Merck, for instance, with late-stage clinical trials indicating that integration of the company’s boceprevir to standard hepatitis C therapy increases the viral cure rate to 75%. The most recent reports on boceprevir have produced convincing results according to Dr. Raj Reddy, co-researcher of one of the studies and director of hepatology and medical director of liver transplantation at the University of Pennsylvania. He says studies indicate boceprevir, a protease inhibitor effectively increasesresponse rates in previously untreated patients when paired with peginterferon and ribavirin.

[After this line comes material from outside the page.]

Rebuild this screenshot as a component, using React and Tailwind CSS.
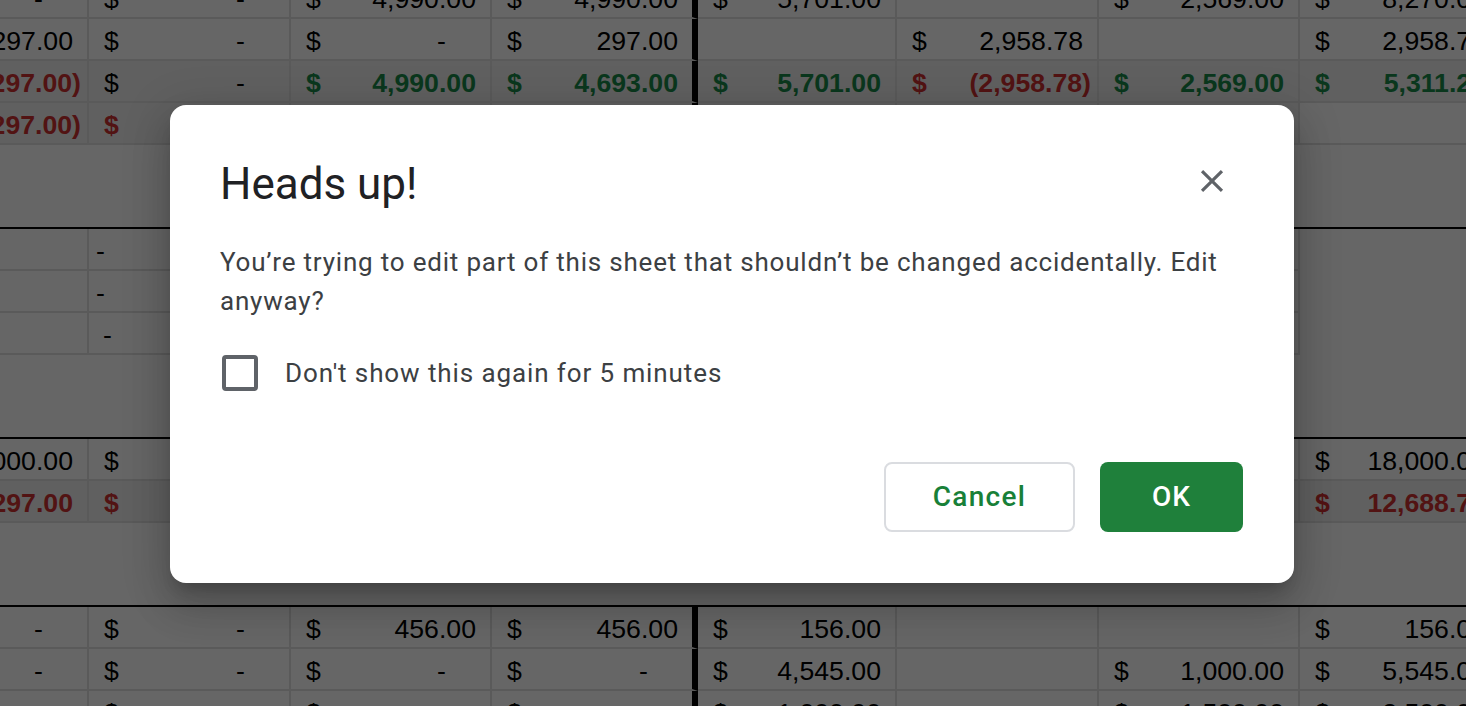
import React from 'react';

// column shells: A is cut off at the left edge, D carries the thick divider
const colClass = [
  'w-[89px] min-w-[89px] border-r-2 border-r-[#e2e2e2]',
  'w-[202px] min-w-[202px] border-r-2 border-r-[#e2e2e2]',
  'w-[201px] min-w-[201px] border-r-2 border-r-[#e2e2e2]',
  'w-[206px] min-w-[206px] border-r-[6px] border-r-black',
  'w-[199px] min-w-[199px] border-r-2 border-r-[#e2e2e2]',
  'w-[202px] min-w-[202px] border-r-2 border-r-[#e2e2e2]',
  'w-[201px] min-w-[201px] border-r-2 border-r-[#e2e2e2]',
  'w-[202px] min-w-[202px] border-r-2 border-r-[#e2e2e2]',
];

const toneClass = {
  k: 'text-black',
  g: 'text-[#1a8a4a]',
  r: 'text-[#cc3030]',
};

const a = (v, tone = 'k', bold = false) => ({ kind: 'acct', v, tone, bold });
const t = (v, pad) => ({ kind: 'text', v, pad });

const rows = [
  { cells: [a('-'), a('-'), a('4,990.00'), a('4,990.00'), a('5,701.00'), null, a('2,569.00'), a('8,270.00')] },
  { cells: [a('297.00'), a('-'), a('-'), a('297.00'), null, a('2,958.78'), null, a('2,958.78')] },
  {
    shade: [1, 1, 1, 1, 1, 1, 1, 1],
    cells: [
      a('(297.00)', 'r', true), a('-'), a('4,990.00', 'g', true), a('4,693.00', 'g', true),
      a('5,701.00', 'g', true), a('(2,958.78)', 'r', true), a('2,569.00', 'g', true), a('5,311.22', 'g', true),
    ],
  },
  {
    shade: [1, 1, 1, 1, 1, 1, 1, 0],
    cells: [a('(297.00)', 'r', true), a('(297.00)', 'r', true), null, null, null, null, null, null],
  },
  'band',
  { merged: true, cells: [null, t('-', 'pl-[7px]'), null, null, null, null, null, null] },
  { merged: true, cells: [null, t('-', 'pl-[7px]'), null, null, null, null, null, null] },
  { merged: true, cells: [null, t('-', 'pl-[14px]'), null, null, null, null, null, null] },
  'band',
  { cells: [a('18,000.00'), a('-'), null, null, null, null, null, a('18,000.00')] },
  {
    shade: [1, 1, 1, 1, 1, 1, 1, 1],
    cells: [a('5,297.00', 'r', true), a('5,297.00', 'r', true), null, null, null, null, null, a('12,688.78', 'r', true)],
  },
  'band',
  { cells: [a('-'), a('-'), a('456.00'), a('456.00'), a('156.00'), null, null, a('156.00')] },
  { cells: [a('-'), a('-'), a('-'), a('-'), a('4,545.00'), null, a('1,000.00'), a('5,545.00')] },
  { cells: [a('-'), a('-'), a('-'), a('-'), a('1,000.00'), null, a('1,500.00'), a('2,500.00')] },
];

const valuePad = (v) => {
  if (v === '-') return 'pr-[44px]';
  if (v.endsWith(')')) return 'pr-[6px]';
  return 'pr-[14px]';
};

const Cell = ({ col, cell, shaded, noBottom }) => {
  const base = `flex h-full shrink-0 items-end pb-[3px] leading-[30px] overflow-hidden ${colClass[col]} ${
    noBottom ? '' : 'border-b-2 border-b-[#e2e2e2]'
  } ${shaded ? 'bg-[#f0f0f0]' : 'bg-white'}`;

  if (!cell) return <div className={base} />;

  if (cell.kind === 'text') {
    return (
      <div className={base}>
        <span className={cell.pad}>{cell.v}</span>
      </div>
    );
  }

  const tone = `${toneClass[cell.tone]} ${cell.bold ? 'font-bold' : ''}`;

  // column A only shows the tail of its value
  if (col === 0) {
    return (
      <div className={`${base} justify-end ${valuePad(cell.v)}`}>
        <span className={`whitespace-nowrap ${tone}`}>{cell.v}</span>
      </div>
    );
  }

  return (
    <div className={`${base} justify-between pl-[15px] ${valuePad(cell.v)}`}>
      <span className={tone}>$</span>
      <span className={`whitespace-nowrap ${tone}`}>{cell.v}</span>
    </div>
  );
};

const Sheet = () => (
  <div className="-mt-[23px] flex flex-col font-['Liberation_Sans',Arial,sans-serif] text-[26.67px] text-black">
    {rows.map((row, i) =>
      row === 'band' ? (
        <div key={i} className="h-[84px] w-[1502px] border-b-2 border-b-black bg-white" />
      ) : (
        <div key={i} className="flex h-[42px]">
          {row.cells.map((cell, c) => (
            <Cell
              key={c}
              col={c}
              cell={cell}
              shaded={row.shade ? row.shade[c] === 1 : false}
              noBottom={row.merged && c === 7}
            />
          ))}
        </div>
      )
    )}
  </div>
);

const CloseIcon = () => (
  <svg width="38" height="38" viewBox="0 0 24 24" fill="#5f6368">
    <path d="M19 6.41L17.59 5 12 10.59 6.41 5 5 6.41 10.59 12 5 17.59 6.41 19 12 13.41 17.59 19 19 17.59 13.41 12z" />
  </svg>
);

const HeadsUpDialog = () => (
  <div className="absolute left-[170px] top-[105px] w-[1124px] rounded-[16px] bg-white px-[50px] pb-[51px] pt-[53px] font-['Roboto',Arial,sans-serif] shadow-[0_24px_38px_3px_rgba(0,0,0,0.14),0_9px_46px_8px_rgba(0,0,0,0.12),0_11px_15px_-7px_rgba(0,0,0,0.2)]">
    <div className="flex items-start justify-between">
      <h2 className="text-[44px] font-normal leading-[52px] text-[#202124]">Heads up!</h2>
      <button className="mr-[13px] mt-[4px] flex">
        <CloseIcon />
      </button>
    </div>

    <p className="mt-[33px] text-[26px] leading-[39px] tracking-[0.8px] text-[#3c4043]">
      You’re trying to edit part of this sheet that shouldn’t be changed accidentally. Edit anyway?
    </p>

    <label className="ml-[2px] mt-[34px] flex items-center gap-[27px]">
      <span className="h-[36px] w-[36px] rounded-[4px] border-[4px] border-[#5f6368]" />
      <span className="text-[26px] leading-[36px] tracking-[0.9px] text-[#3c4043]">
        Don't show this again for 5 minutes
      </span>
    </label>

    <div className="mt-[71px] flex justify-end gap-[25px] pr-[1px]">
      <button className="flex h-[70px] w-[191px] items-center justify-center rounded-[8px] border-2 border-[#dadce0] bg-white text-[28px] font-medium tracking-[1.3px] text-[#188038]">
        Cancel
      </button>
      <button className="flex h-[70px] w-[143px] items-center justify-center rounded-[8px] bg-[#1f803b] text-[28px] font-medium tracking-[1px] text-white">
        OK
      </button>
    </div>
  </div>
);

export default function App() {
  return (
    <div className="relative h-[706px] w-[1466px] overflow-hidden bg-white">
      <Sheet />
      <div className="absolute inset-0 bg-black/60" />
      <HeadsUpDialog />
    </div>
  );
}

Meanwhile, telaprevir, from Vertex Pharmaceuticals also looks promising. Just yesterday it was noted that telaprevir has priority review status in the United States, Canada and European Union, for the treatment of patients with genotype 1 chronic hepatitis C. The US Food and Drug Administration (FDA) has decided upon May 23, 2011 as a target date for completion for the drug.
Vertex will maintain US distribution, development and commercialization within the U.S., but has engaged in partnership agreements with Johnson & Johnson (JNJ) for international dealings. The final approval of telaprevir will be beneficial for share prices of both companies.
As of last week, Vertex had experienced 38.4% return for the year. The company has a market cap of $9.8 billion and alongside its hepatitis C treatment has revealed promising research on a potential cystic fibrosis drug called VX-770. With eggs spread over two baskets, an investment in the company might feel slightly safer than alternatives that place huge amount of stress on a single product that could either thrive or bomb in stage 3 trials.
Inhibitex Inc. (NASDAQ: INHX) is another biotech outfit looking to leapfrog on the new research as patents become exhausted and open up the way for further progress. Just recently the company endeavored to raise new capital to fund a Phase 2 trial of a Hepatitis C Treatment. The company presented an 11 million share offering priced at a 12% discount to Wednesday's close as a means of building cash for the research. Even still though, with other companies fast approaching a successful treatment, developments may be delayed and not pack the same punch as whoever gets there first. Shares of Inhibitex slipped 4.5% to $4.43 premarket, compared with the $4.10 offer price. Despite the slip, shares of companies tripled in value over the last year.
Investors interested in cashing in on the Hepatitis C treatments should be wary, as the success of these stocks have the potential to produce huge gains but timing is everything here. If one treatment is approved and hits the market before another (right now telaprevir appears to be in the lead), that company will boom while the others decline. Investors are paying extremely close attention to these stocks and confidence and numbers waver with every report. Investors who choose to dabble should monitor meticulously both the progress of the companies they are invested in and its competitors.